Colfax, who previously worked as the San Francisco Department of Public Health’s HIV prevention director and was a top HIV and AIDS policy advisor to President Barack Obama, said the city’s intent on early action was due in part to memories of the HIV epidemic in the 1980s, noting that they city was not going to wait for the federal government to take preventive action in the pandemic’s early days.

It also quickly became apparent that the novel coronavirus would be different than previous outbreaks like H1N1, Zika and SARS based on how quickly it could overwhelm health care systems like those in China, Italy and Kirkland, Washington.

“It became very apparent that the most vulnerable populations are going to be affected very rapidly if we didn’t get things under control,” Colfax said.

Noble suggested that, in hindsight, the best virus mitigation tactic may have been a well-enforced mask order rather than the blunt instrument of a shelter-in-place order had there been enough face coverings for non-health care workers at the time.

“Knowing what we did then, (the shelter-in-place order) was a very reasonable and, I think, dramatic and bold and important move,” she said. “I think that what we didn’t do is focus on what was really the most important aspect of preventing spread, and we are still not united as a nation behind … universal masking.”

While some counties had already done so, the state did not mandate mask wearing until June, when Newsom ordered residents to wear face coverings in public spaces and when social distancing was not feasible outdoors.

“If we had just immediately adopted our best mitigation measure, which is universal masking, I think we would have had more of an impact than we did in stopping the spread,” Noble said.

The order as originally announced was set to last through April 7. Subsequent extensions combined with the state’s order meant the Bay Area would not begin lifting shelter-in-place restrictions and reopening businesses until early summer.

Cody said that, in retrospect, the initial shelter-in-place order was the easiest phase of the pandemic, despite few tools being available to local health officials.

The difficulties only cropped up once state and local officials began planning to reopen certain businesses and deem some activities safer than others.

“It started to become complex as soon as things settled down, because then the clamor to open things up and to resume normal life started to become rather loud,” she said.

Varied approaches to reopening and regulation across the greater Bay Area’s 11 counties also led to a break-up of the coalition that initially enacted the order, according to Cody.

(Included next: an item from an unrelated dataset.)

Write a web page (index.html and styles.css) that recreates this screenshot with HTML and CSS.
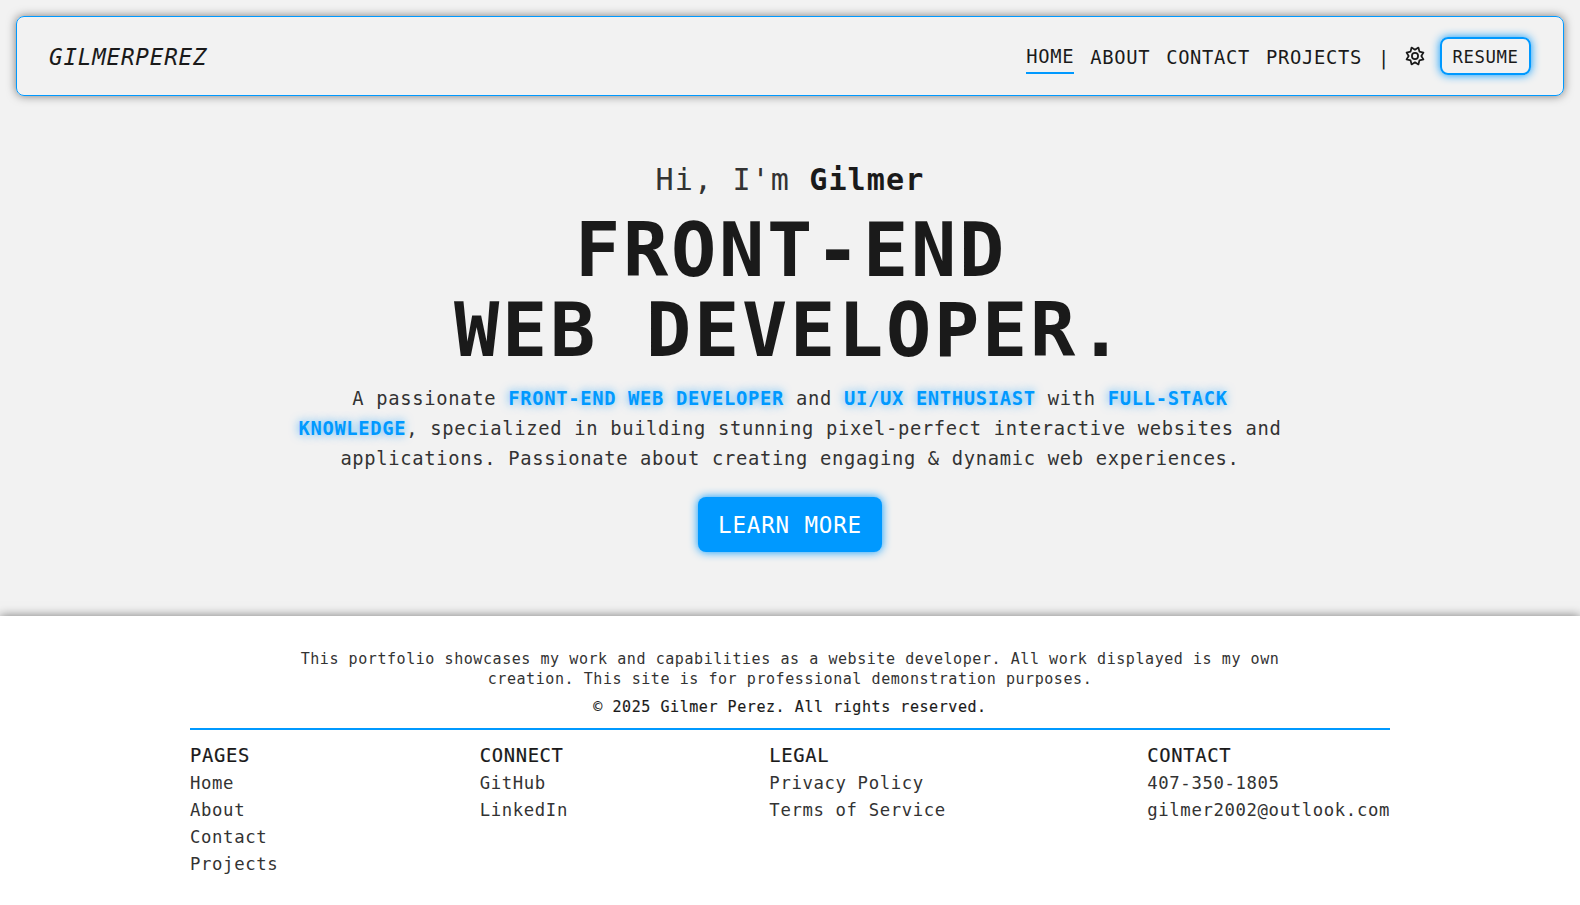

Those variances included funding support for public health in the Bay Area, as well as across the state and country at large.

Colfax described San Francisco as a city that has historically invested in public health while Cody credited Santa Clara County for its support for public health.

Still, she described the pandemic as having to build public health infrastructure on the fly due to a lack of resources like data systems and trained workers at the state and federal levels.

“We all talk about building a plane while flying and how difficult it is,” she said. “But responding to this pandemic has really felt like building a whole fleet while trying to form them in formation.”

Cody and Colfax both agreed that the public health strategy in the year since the initial shelter-in-place order has gradually changed from defense to offense, due in large part to the ever-expanding availability of vaccines.

The Bay Area has also successfully weathered three surges in cases while preventing large-scale health care breakdowns and gaining vital information about transmission of the virus, giving health experts cautious optimism about managing the virus going forward.

“I really do think we are well into the beginning of the end of this,” Noble said. “Unless we have big problems from states that have abandoned their masking too soon … I think we have every reason to be optimistic.”

Cody largely agreed, with the caveat that the devastation wrought by the pandemic will linger once people can return to pre-pandemic activities.

“I think that we do have a chance to return to a normal, but this has been like a national trauma,” Cody said of the past year. “We’re not going to be the same.”